Stahr no entendió a qué se refería, ni tampoco que le resumiera a continuación el argumento de una película deprimente. Pensó que el dolor le había fundido el escaso juicio que aún le quedaba y se olvidó de él hasta que un día vio la esquela en el ABC.
—¿Sabes quién se ha muerto? —me dijo tendiéndome el periódico.
Guardamos unos minutos de respetuoso silencio. Creí que aquella espontánea y sentida muestra de dolor bastaría (en el Claridge siempre bastaba), pero Stahr me pidió que lo acompañara a dar el pésame a la familia.
Era noche cerrada cuando llamamos al timbre del piso, un bajo añoso próximo al Santiago Bernabéu. Cogimos a la viuda en bata, pero insistió en que pasáramos al salón. Una lámpara de pie derramaba un cono de luz amarillenta sobre una pareja de sillones. Uno estaba ostensiblemente vacío. Se respiraba dolor y me pregunté por qué Stahr había insistido en aquella visita. Jamás le habían preocupado las convenciones sociales.

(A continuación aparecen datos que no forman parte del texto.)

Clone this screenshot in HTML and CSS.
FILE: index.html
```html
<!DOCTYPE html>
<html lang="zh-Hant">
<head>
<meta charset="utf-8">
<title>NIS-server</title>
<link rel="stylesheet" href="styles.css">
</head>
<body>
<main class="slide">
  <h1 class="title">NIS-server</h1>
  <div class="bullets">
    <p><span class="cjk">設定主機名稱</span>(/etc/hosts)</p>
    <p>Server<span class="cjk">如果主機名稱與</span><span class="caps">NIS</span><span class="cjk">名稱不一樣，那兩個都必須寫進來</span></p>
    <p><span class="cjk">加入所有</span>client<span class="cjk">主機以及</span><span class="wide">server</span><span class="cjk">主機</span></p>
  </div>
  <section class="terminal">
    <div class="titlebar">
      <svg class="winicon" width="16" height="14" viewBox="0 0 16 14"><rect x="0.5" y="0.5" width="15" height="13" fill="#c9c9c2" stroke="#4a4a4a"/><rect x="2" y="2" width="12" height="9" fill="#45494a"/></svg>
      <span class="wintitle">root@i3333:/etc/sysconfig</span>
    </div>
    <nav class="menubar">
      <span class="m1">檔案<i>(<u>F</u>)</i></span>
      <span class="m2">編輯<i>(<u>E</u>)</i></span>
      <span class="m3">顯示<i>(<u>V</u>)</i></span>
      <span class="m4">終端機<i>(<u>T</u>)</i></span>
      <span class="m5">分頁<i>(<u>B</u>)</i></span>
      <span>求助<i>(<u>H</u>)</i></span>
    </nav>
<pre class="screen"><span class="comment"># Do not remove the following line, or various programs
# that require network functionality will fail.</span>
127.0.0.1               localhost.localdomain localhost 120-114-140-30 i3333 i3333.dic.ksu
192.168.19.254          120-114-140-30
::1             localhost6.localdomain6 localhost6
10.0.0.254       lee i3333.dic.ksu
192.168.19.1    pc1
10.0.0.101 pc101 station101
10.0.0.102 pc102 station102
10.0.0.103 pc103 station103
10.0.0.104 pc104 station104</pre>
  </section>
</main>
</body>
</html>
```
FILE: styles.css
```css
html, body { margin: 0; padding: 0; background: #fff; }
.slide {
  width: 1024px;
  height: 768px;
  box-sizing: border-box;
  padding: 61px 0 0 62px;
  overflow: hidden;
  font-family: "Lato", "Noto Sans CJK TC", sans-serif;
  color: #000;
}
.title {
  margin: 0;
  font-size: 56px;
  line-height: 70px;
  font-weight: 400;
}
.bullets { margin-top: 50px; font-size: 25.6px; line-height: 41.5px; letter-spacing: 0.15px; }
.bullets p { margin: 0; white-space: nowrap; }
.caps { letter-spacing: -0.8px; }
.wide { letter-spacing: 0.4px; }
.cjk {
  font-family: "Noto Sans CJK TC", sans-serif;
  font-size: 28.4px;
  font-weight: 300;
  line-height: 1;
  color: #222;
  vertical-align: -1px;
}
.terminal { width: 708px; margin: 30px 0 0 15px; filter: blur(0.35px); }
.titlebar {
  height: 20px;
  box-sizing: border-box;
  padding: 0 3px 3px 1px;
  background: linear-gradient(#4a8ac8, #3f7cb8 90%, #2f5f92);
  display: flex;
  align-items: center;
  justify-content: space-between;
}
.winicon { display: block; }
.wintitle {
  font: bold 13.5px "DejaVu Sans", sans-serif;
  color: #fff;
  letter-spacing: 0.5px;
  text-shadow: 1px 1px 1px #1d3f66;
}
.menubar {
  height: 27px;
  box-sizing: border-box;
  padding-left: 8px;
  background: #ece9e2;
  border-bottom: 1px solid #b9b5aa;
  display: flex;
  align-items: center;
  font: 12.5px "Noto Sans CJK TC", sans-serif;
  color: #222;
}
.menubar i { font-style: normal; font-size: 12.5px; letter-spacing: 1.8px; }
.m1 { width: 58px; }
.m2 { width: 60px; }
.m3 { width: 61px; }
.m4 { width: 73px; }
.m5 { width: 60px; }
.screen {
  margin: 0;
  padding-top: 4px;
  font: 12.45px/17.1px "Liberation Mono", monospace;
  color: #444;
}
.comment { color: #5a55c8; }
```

Pero le intrigaba el decoro con que aquel hombre había sobrellevado su agonía. “Era él quien nos daba ánimos”, nos confirmó la viuda entre hipidos. “Estuvo haciendo chistes hasta el último suspiro”.
—He visto morir a mucha gente —contó Stahr al día siguiente en el Claridge—. Gente dura de verdad. A todos les tiemblan las piernas cuando les llega la hora. La mayoría se las arregla para conservar la compostura, pero otros se dejan dominar por el miedo y arruinan con aquel gesto pusilánime una vida de dignidad. Juan Antonio hizo lo contrario. Con su gesto de dignidad enalteció una vida pusilánime.
—¿Y de dónde sacó la entereza? —pregunté.
—Lo que nos hunde no es el dolor, sino el dolor inútil —dijo Stahr—. La gente que pasó por los campos nazis cuenta siempre que no sobrevivieron los más fuertes, sino los que dotaron a sus existencias de sentido, los que se aferraron a algo por lo que merecía la pena seguir sufriendo: la mujer, los hijos, una carrera… La película de la que Juan Antonio me habló aquella tarde era la de un hombre que había aceptado su muerte con gran serenidad. Me dijo que recordaba haber pensado que era una gran victoria afrontar el final de ese modo y que el destino le brindaba ahora una oportunidad similar.